As soon as he showed this attitude, the self-righteous were angered and hated Christ, for he did not visit any notable persons in their city, but made his stop at the house of the apostate, traitor, thief, and mercenary tax-collector who worked for a foreign oppressor of the Jewish people. Some of them wondered: “Is he looking for riches? Does he not know in his prophetic insight that Zacchaeus is a sinful tax collector?” The situation was turned about. They denied Jesus’ sonship to David and his prophethood, and arguments continued among them until midnight during all that week.

Thus Jesus deemed it necessary to deliver the multitudes from outward enthusiasm, and lead them to realize why he had come. He was willing to meet Zacchaeus who was hungry for peace with God and with men. He knew that Zacchaeus himself had no other chance but that very day when he met Jesus. So Christ had to go into the house of that despised and rejected man.

Zacchaeus soon came down from the tree, and opened his house gladly. He immediately understood Christ’s intent, felt his love poured out on him who was sinful and lost, and thanked him from his innermost being, for Jesus preferred him to the multitudes of the godly, and left them to save him first. With that knowledge and joy, an abiding faith grew in him that Christ had justified and favored him. This faith ripened in him true fruit and works in love. Zacchaeus knew that he could not hide any lie or theft in the presence of Christ. Therefore he opened his heart completely to Jesus, gave up his illegal riches, and decided to distribute half of his possessions to the poor of the city, as a due gift, and restore the other half to those whom he had cheated by deliberate embezzlements. He was also prepared to pay more than commanded by the Law of the Lord (Leviticus 5:16; Exodus 22:1; 22:3-9) Do you have any articles, furniture, or other things in your house which you have stolen? Remove them from your house immediately, in the name of Christ; restore them to their proper owners; and organize your life, for every stolen penny will condemn you.

Then Jesus said that such courageous works of faith do not make Zacchaeus poor, but really rich. He was delivered from unrighteous mammon, and his heart was filled with the love of God. The Spirit of the Lord dwelt in the believer, who opened his door wide to Jesus and his apostles, complying with the leading of the Holy Spirit. Such faith saves not only some individuals, but also complete houses and families. Faith enfolds the whole family: the mother, children, servants, relatives; for the Spirit of God is the purifying and sanctifying power in the world.
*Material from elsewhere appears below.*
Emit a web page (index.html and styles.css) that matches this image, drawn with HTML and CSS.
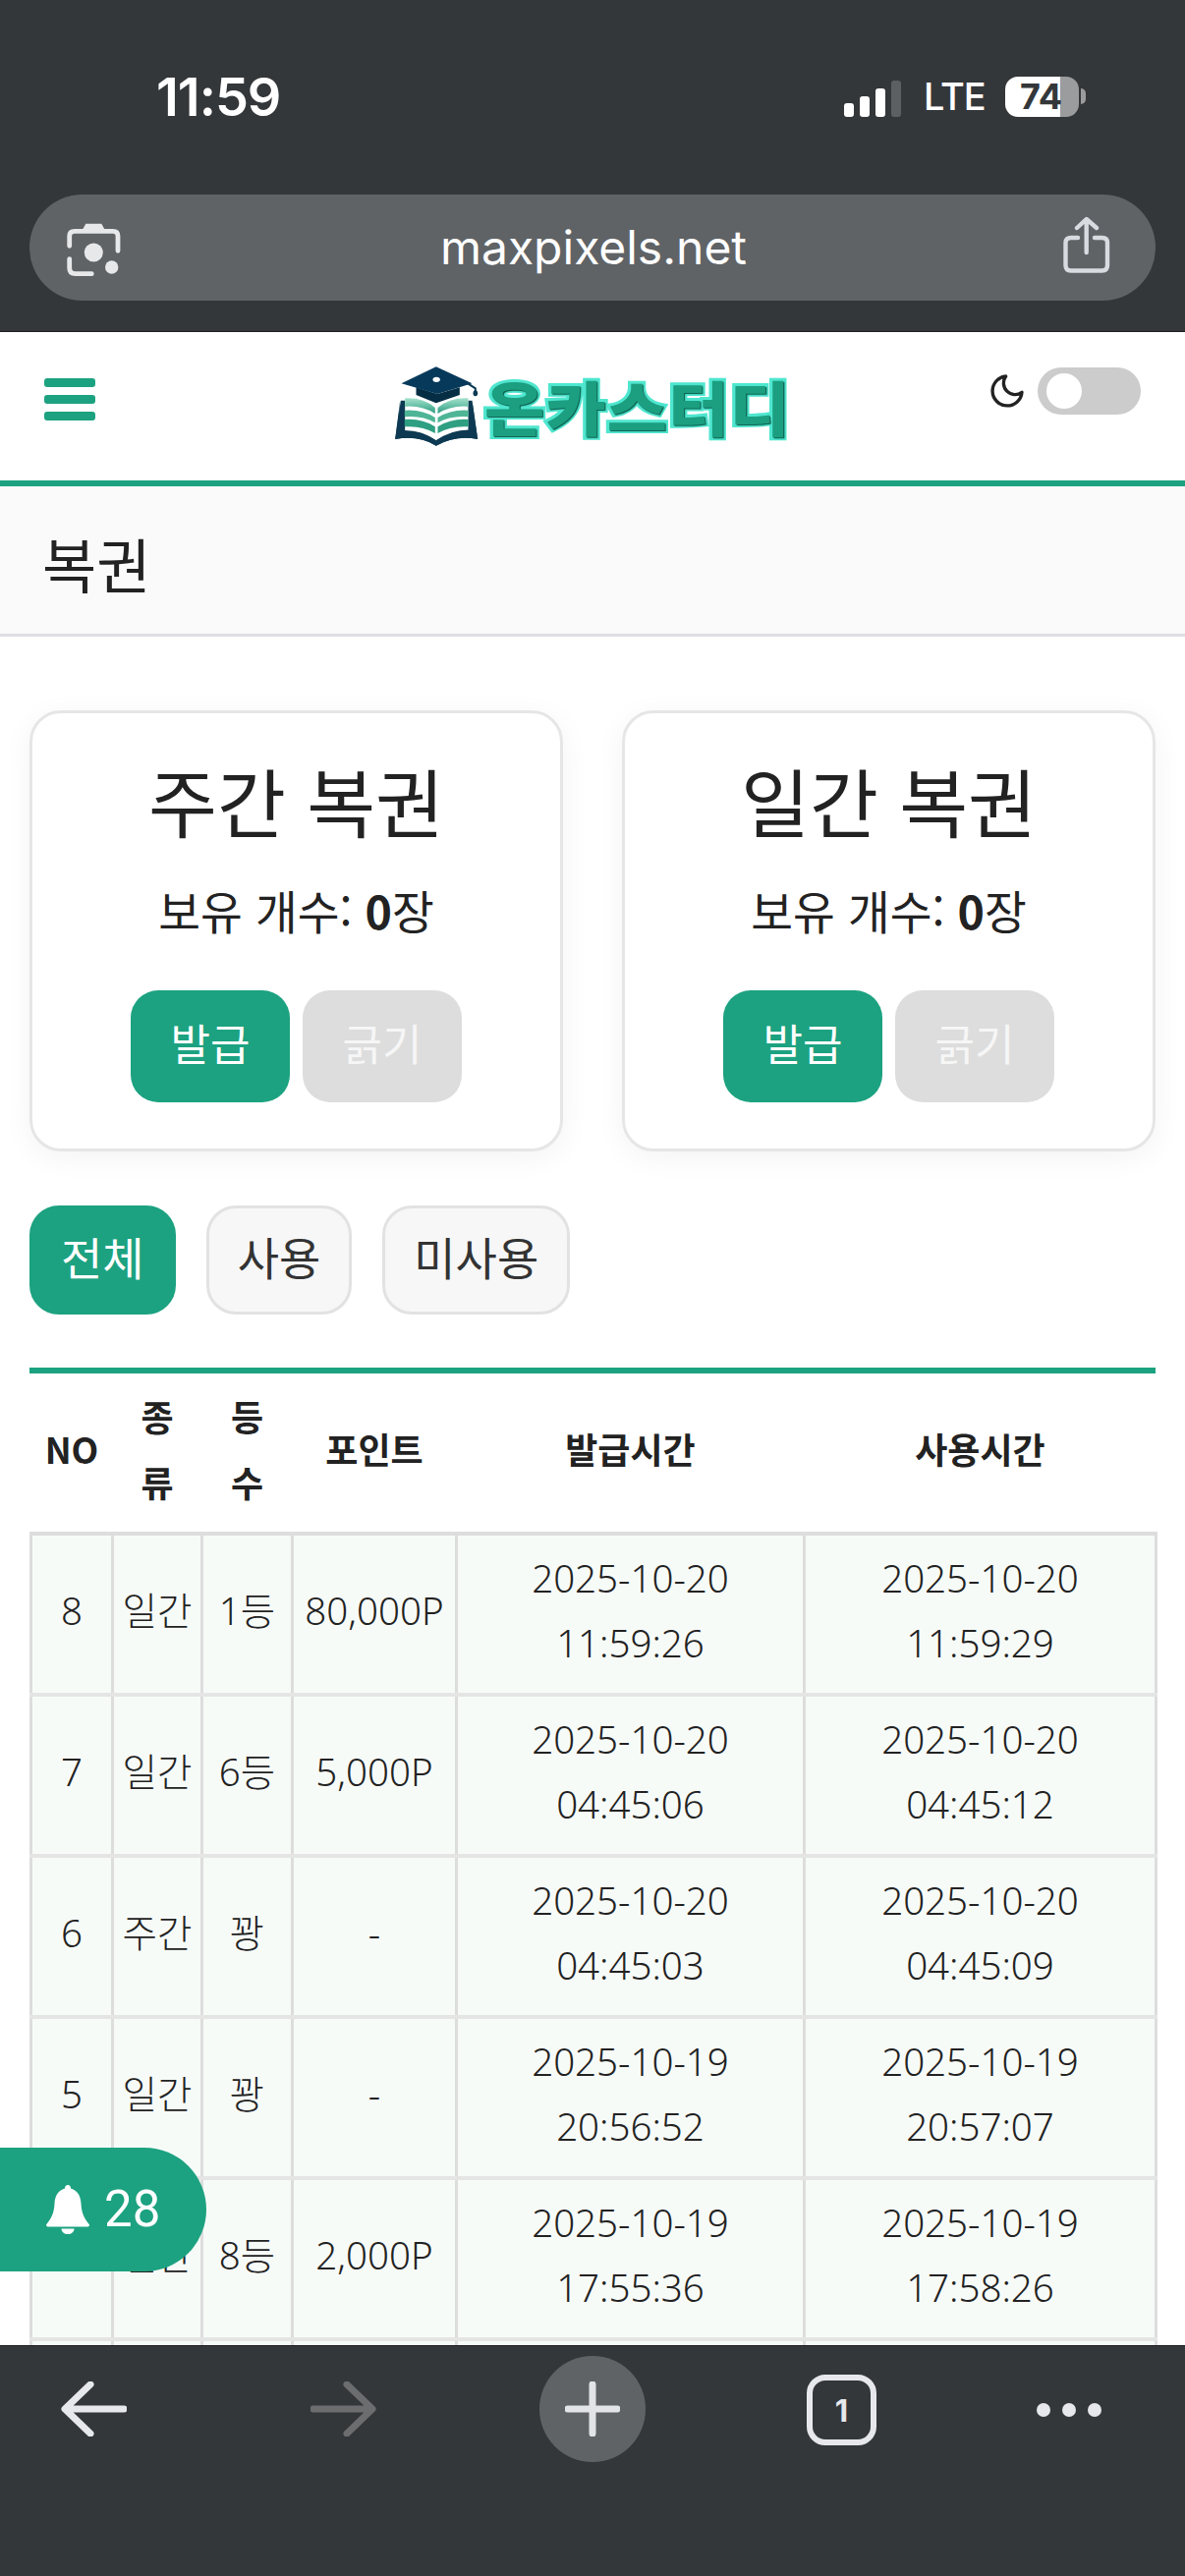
FILE: index.html
```html
<!DOCTYPE html>
<html lang="ko">
<head>
<meta charset="utf-8">
<title>복권</title>
<link rel="stylesheet" href="styles.css">
</head>
<body>
<div class="phone">
  <header class="chrome-top">
    <div class="status">
      <span class="time">11:59</span>
      <div class="status-right">
        <span class="signal"><i class="b1"></i><i class="b2"></i><i class="b3"></i><i class="b4"></i></span>
        <span class="lte">LTE</span>
        <span class="battery"><span class="battery-num">74</span></span>
        <span class="nub"></span>
      </div>
    </div>
    <div class="urlbar">
      <svg class="cam" viewBox="0 0 70 70" fill="none" stroke="#e6e8ea" stroke-width="4.8" stroke-linecap="round">
        <path d="M10.7 33.3V23.3Q10.7 18.3 16 18.3H55Q60 18.3 60 23.3V38.3"/>
        <path d="M10.7 46.7V55.7Q10.7 61.7 16.7 61.7H33.3"/>
        <path d="M23.3 18L27.3 10.7H43.3L47.3 18Z" fill="#e6e8ea" stroke="none"/>
        <circle cx="35.3" cy="40" r="9.5" fill="#e6e8ea" stroke="none"/>
        <circle cx="53.7" cy="55" r="6.7" fill="#e6e8ea" stroke="none"/>
      </svg>
      <span class="url">maxpixels.net</span>
      <svg class="share" viewBox="0 0 60 70" fill="none" stroke="#d8dbe0" stroke-width="4.4" stroke-linecap="round" stroke-linejoin="round">
        <path d="M29.7 7V40M20 15L29.7 6L40 15"/>
        <path d="M21 25H14Q8.5 25 8.5 30V53Q8.5 58.5 14 58.5H45.5Q51 58.5 51 53V30Q51 25 45.5 25H38"/>
      </svg>
    </div>
  </header>

  <div class="viewport">
    <nav class="site-header">
      <div class="burger"><i></i><i></i><i></i></div>
      <div class="logo">
        <svg class="logo-mark" viewBox="130 90 260 255">
          <defs>
            <linearGradient id="pg" x1="0" y1="0" x2="0" y2="1">
              <stop offset="0" stop-color="#a5e2cd"/>
              <stop offset="1" stop-color="#2b9d80"/>
            </linearGradient>
          </defs>
          <path d="M148 200L133 318Q205 305 258 338Q318 305 385 318L368 200L372 290Q310 285 258 322Q205 285 143 292Z" fill="#0d3a52"/>
          <path d="M150 200H163V296Q210 290 258 322Q310 290 356 296V200H368L385 318Q318 305 258 338Q205 305 133 318Z" fill="#0d3a52"/>
          <path d="M163 193Q220 190 255 222V240Q215 214 163 218Z" fill="url(#pg)"/>
          <path d="M162 230Q215 226 255 252V268Q215 245 162 250Z" fill="#4fb597"/>
          <path d="M162 258Q215 254 255 280V300Q215 276 162 280Z" fill="#2f9f82"/>
          <path d="M356 193Q300 190 263 222V240Q303 214 356 218Z" fill="url(#pg)"/>
          <path d="M357 230Q304 226 263 252V268Q304 245 357 250Z" fill="#4fb597"/>
          <path d="M357 258Q304 254 263 280V300Q304 276 357 280Z" fill="#2f9f82"/>
          <path d="M197 160V183L258 208L330 183V160L262 180Z" fill="#052e45"/>
          <path d="M258 97L368 148L262 180L152 148Z" fill="#07395a"/>
          <ellipse cx="259" cy="136" rx="11" ry="8" fill="#fff"/>
          <path d="M355 148L378 163V180" fill="none" stroke="#0b3a52" stroke-width="6"/>
          <ellipse cx="378" cy="178" rx="7" ry="9" fill="#0b3a52"/>
        </svg>
        <span class="logo-text">온카스터디</span>
      </div>
      <div class="theme">
        <svg class="moon" viewBox="0 0 24 24" fill="none" stroke="#222" stroke-width="2" stroke-linecap="round" stroke-linejoin="round"><path d="M21 12.79A9 9 0 1 1 11.21 3 7 7 0 0 0 21 12.79z"/></svg>
        <span class="toggle"><span class="knob"></span></span>
      </div>
    </nav>

    <div class="page-title">복권</div>

    <main class="content">
      <section class="cards">
        <article class="card">
          <h2 class="card-title">주간 복권</h2>
          <p class="card-count">보유 개수: <b>0</b>장</p>
          <div class="card-btns"><span class="btn btn-on">발급</span><span class="btn btn-off">긁기</span></div>
        </article>
        <article class="card">
          <h2 class="card-title">일간 복권</h2>
          <p class="card-count">보유 개수: <b>0</b>장</p>
          <div class="card-btns"><span class="btn btn-on">발급</span><span class="btn btn-off">긁기</span></div>
        </article>
      </section>

      <div class="tabs">
        <span class="tab tab-on">전체</span>
        <span class="tab">사용</span>
        <span class="tab">미사용</span>
      </div>

      <div class="table-wrap">
        <table class="tbl">
          <colgroup><col class="c1"><col class="c2"><col class="c3"><col class="c4"><col class="c5"><col class="c6"></colgroup>
          <thead>
            <tr><th>NO</th><th>종류</th><th>등수</th><th>포인트</th><th>발급시간</th><th>사용시간</th></tr>
          </thead>
          <tbody>
            <tr><td>8</td><td>일간</td><td>1등</td><td>80,000P</td><td>2025-10-20<br>11:59:26</td><td>2025-10-20<br>11:59:29</td></tr>
            <tr><td>7</td><td>일간</td><td>6등</td><td>5,000P</td><td>2025-10-20<br>04:45:06</td><td>2025-10-20<br>04:45:12</td></tr>
            <tr><td>6</td><td>주간</td><td>꽝</td><td>-</td><td>2025-10-20<br>04:45:03</td><td>2025-10-20<br>04:45:09</td></tr>
            <tr><td>5</td><td>일간</td><td>꽝</td><td>-</td><td>2025-10-19<br>20:56:52</td><td>2025-10-19<br>20:57:07</td></tr>
            <tr><td>4</td><td>일간</td><td>8등</td><td>2,000P</td><td>2025-10-19<br>17:55:36</td><td>2025-10-19<br>17:58:26</td></tr>
            <tr class="row-cut"><td></td><td></td><td></td><td></td><td></td><td></td></tr>
          </tbody>
        </table>
      </div>
    </main>

    <div class="notify">
      <svg class="bell" viewBox="0 0 44 50"><path d="M22 0C24 0 25 1.200 25 3.500C32 5.500 35 11 35.500 19C36 28 38 33 44 40.500C44 42 43 42.500 42 42.500H2C1 42.500 0 42 0 40.500C6 33 8 28 8.500 19C9 11 12 5.500 19 3.500C19 1.200 20 0 22 0Z" fill="#fff"/><path d="M15.500 44.500H28.500C28.500 48 25.500 50 22 50C18.500 50 15.500 48 15.500 44.500Z" fill="#fff"/></svg>
      <span class="notify-num">28</span>
    </div>
  </div>

  <footer class="chrome-bottom">
    <svg class="ico-arrow" viewBox="0 0 67 56" fill="none" stroke="#e6e8ec" stroke-width="7" stroke-linecap="round" stroke-linejoin="round"><path d="M30 3L4 28L30 53M5 28H64"/></svg>
    <svg class="ico-arrow ico-fwd" viewBox="0 0 67 56" fill="none" stroke="#6b6d6f" stroke-width="7" stroke-linecap="round" stroke-linejoin="round"><path d="M37 3L63 28L37 53M62 28H3"/></svg>
    <span class="plus"><svg viewBox="0 0 56 56" fill="none" stroke="#e2e4e8" stroke-width="7" stroke-linecap="round"><path d="M28 3V53M3 28H53"/></svg></span>
    <span class="tabcount">1</span>
    <span class="dots"><i></i><i></i><i></i></span>
  </footer>
</div>
</body>
</html>
```
FILE: styles.css
```css
* { box-sizing: border-box; }
html, body { margin: 0; padding: 0; }
body { background: #fff; font-family: "Noto Sans CJK KR", "Noto Sans", sans-serif; color: #222; }
.phone { width: 1206px; height: 2622px; display: flex; flex-direction: column; overflow: hidden; }

/* browser chrome top */
.chrome-top { height: 338px; flex: none; background: #34373a; border-bottom: 1px solid #1e2022; }
.status { height: 198px; padding: 71px 101px 0 159px; display: flex; justify-content: space-between; align-items: flex-start; }
.time { font-family: Inter, sans-serif; font-weight: 600; font-size: 54px; line-height: 56px; color: #fff; letter-spacing: -1px; }
.status-right { display: flex; align-items: center; height: 56px; margin-top: -1px; }
.signal { display: flex; align-items: flex-end; gap: 6px; height: 37px; margin-top: 4px; }
.signal i { width: 10px; border-radius: 3px; background: #fff; display: block; }
.signal .b1 { height: 14px; }
.signal .b2 { height: 21px; }
.signal .b3 { height: 29px; }
.signal .b4 { height: 37px; background: #5d6063; }
.lte { font-family: Inter, sans-serif; font-weight: 500; font-size: 38px; line-height: 40px; color: #fff; margin-left: 23px; width: 62px; letter-spacing: -1px; }
.battery { margin-left: 21px; width: 75px; height: 41px; border-radius: 13px; background: linear-gradient(90deg, #fff 0, #fff 56px, #9b9c9e 56px); display: flex; align-items: center; justify-content: center; }
.battery-num { font-family: Inter, sans-serif; font-weight: 700; font-size: 36px; line-height: 41px; color: #34373a; margin-left: -2px; }
.nub { width: 5px; height: 16px; background: #9b9c9e; margin-left: 2px; border-radius: 0 6px 6px 0; }
.urlbar { margin: 0 30px; height: 108px; border-radius: 54px; background: #5f6366; display: flex; align-items: center; justify-content: space-between; padding: 0 40px 0 30px; }
.cam { width: 70px; height: 70px; }
.share { width: 60px; height: 70px; }
.url { font-family: Inter, sans-serif; font-size: 48px; color: #fff; margin: -2px 0 0 2px; }

/* page */
.viewport { flex: 1; min-height: 0; position: relative; overflow: hidden; background: #fff; }
.site-header { height: 157px; border-bottom: 6px solid #1ca280; display: grid; grid-template-columns: 1fr auto 1fr; padding: 0 45px; }
.burger { display: flex; flex-direction: column; gap: 8.500px; margin-top: 47px; }
.burger i { display: block; width: 52px; height: 8.500px; background: #1ca280; border-radius: 3px; }
.logo { display: flex; align-items: flex-start; margin-top: 33px; gap: 5px; }
.logo-mark { width: 87px; height: 85px; }
.logo-text { font-weight: 900; font-size: 60px; line-height: 72px; margin-top: 6px; width: 312px; white-space: nowrap; color: #1b9f80; -webkit-text-stroke: 6px #4fe6cf; paint-order: stroke fill; letter-spacing: 1px; text-shadow: 1px 1px 1px #0a5a48; transform: scaleX(1.11); transform-origin: left center; }
.theme { display: flex; justify-content: flex-end; align-items: center; gap: 11px; margin-top: 36px; height: 48px; }
.moon { width: 40px; height: 40px; }
.toggle { width: 105px; height: 48px; border-radius: 24px; background: #ccc; padding: 6px 9px; display: block; }
.knob { display: block; width: 36px; height: 36px; border-radius: 50%; background: #fff; }
.page-title { height: 153px; background: #fafafa; border-bottom: 3px solid #dfdfe3; padding: 42px 43px 0; font-size: 60px; line-height: 72px; color: #222; }
.content { padding: 75px 30px 0; }
.cards { display: grid; grid-template-columns: 1fr 1fr; gap: 60px; }
.card { height: 449px; background: #fff; border: 3px solid #e6e6e6; border-radius: 32px; box-shadow: 0 6px 30px rgba(0,0,0,.05); padding-top: 38px; text-align: center; }
.card-title { margin: 0; font-weight: 400; font-size: 76px; line-height: 100px; color: #222; }
.card-count { margin: 29px 0 0; font-size: 46.500px; line-height: 66px; color: #222; }
.card-count b { font-weight: 700; }
.card-btns { margin-top: 49px; display: flex; justify-content: center; gap: 13px; }
.btn { width: 162px; height: 114px; border-radius: 28px; display: flex; align-items: center; justify-content: center; font-size: 44px; color: #fff; padding-bottom: 9px; }
.btn-on { background: #1ca280; }
.btn-off { background: #ddd; color: #f6f6f6; }
.tabs { margin-top: 55px; display: flex; gap: 31px; }
.tab { height: 111px; padding: 0 29px 9px; border: 3px solid #e2e2e2; border-radius: 30px; background: #f7f7f7; display: flex; align-items: center; font-size: 46px; color: #333; }
.tab-on { background: #1ca280; border-color: #1ca280; color: #fff; }
.table-wrap { margin-top: 54px; border-top: 6px solid #1ca280; }
.tbl { width: 1145px; table-layout: fixed; border-collapse: collapse; }
.c1 { width: 83px; } .c2 { width: 91px; } .c3 { width: 92px; } .c4 { width: 167px; } .c5 { width: 354px; } .c6 { width: 358px; }
.tbl th { padding: 10px 16px 18px; font-size: 36px; line-height: 66.500px; font-weight: 700; color: #222; text-align: center; }
.tbl th:first-child { padding: 10px 0 18px; }
.tbl td { padding: 9.500px 2px 17.500px; font-family: "Noto Sans", "Noto Sans CJK KR", sans-serif; font-weight: 300; font-size: 38.500px; line-height: 66.500px; text-align: center; color: #222; background: #f7fbf8; border: 3px solid #ddd; border-bottom: 4px solid #e5e5e5; }
.tbl tbody tr:first-child td { border-top: 4px solid #ddd; }
.row-cut td { height: 164px; }

.notify { position: absolute; left: 0; bottom: 75px; width: 210px; height: 126px; background: #1ca280; border-radius: 0 63px 63px 0; display: flex; align-items: center; padding-left: 47px; gap: 15px; }
.bell { width: 44px; height: 50px; }
.notify-num { font-family: Roboto, sans-serif; font-weight: 400; font-size: 51px; line-height: 50px; color: #fff; }

/* browser chrome bottom */
.chrome-bottom { height: 235px; flex: none; background: #34373a; border-top: 1px solid #1e2022; padding: 10px 0 0 62px; display: flex; align-items: flex-start; }
.ico-arrow { width: 67px; height: 56px; margin-top: 26px; }
.ico-fwd { margin-left: 187px; }
.plus { margin-left: 166px; width: 108px; height: 108px; border-radius: 50%; background: #5f6366; display: flex; align-items: center; justify-content: center; }
.plus svg { width: 56px; height: 56px; }
.tabcount { margin-left: 164px; margin-top: 19px; width: 71px; height: 72px; border: 6px solid #e6e8ec; border-radius: 19px; display: flex; align-items: center; justify-content: center; font-family: Inter, sans-serif; font-weight: 700; font-size: 31px; color: #e6e8ec; }
.dots { margin-left: 163px; margin-top: 48px; display: flex; gap: 12px; }
.dots i { display: block; width: 14px; height: 14px; border-radius: 50%; background: #e6e8ec; }
```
The result of the faith that appeared in Zacchaeus was Jesus’ testimony against the complaining crowd, for he had proved that God changes hearts, and makes sinners righteous, so that each one of them may pay his dues and share his riches with the poor. Once again, the entire city talked about Jesus, for he had showed them how he had made the corrupt man a respectable son of Abraham, the father of the faithful. Jesus showed the crowd, by his treatment of Zacchaeus, that the Son of Man had come to seek and to save that which was lost. The conversion of Zacchaeus was the greatest interpretation and explicit expression of this statement.

PRAYER: Thank you Lord Jesus, for you knew, discovered, and visited Zacchaeus, in spite of the complaining crowd. This gives us courage and confidence that you also visit us, and do not pass by us. I, like Zacchaeus, open my heart and house to you gladly. I give back everything I have stolen, and confess unjust acts I have done, asking your forgiveness.

QUESTION 115: Why and how did salvation come to the house of Zacchaeus?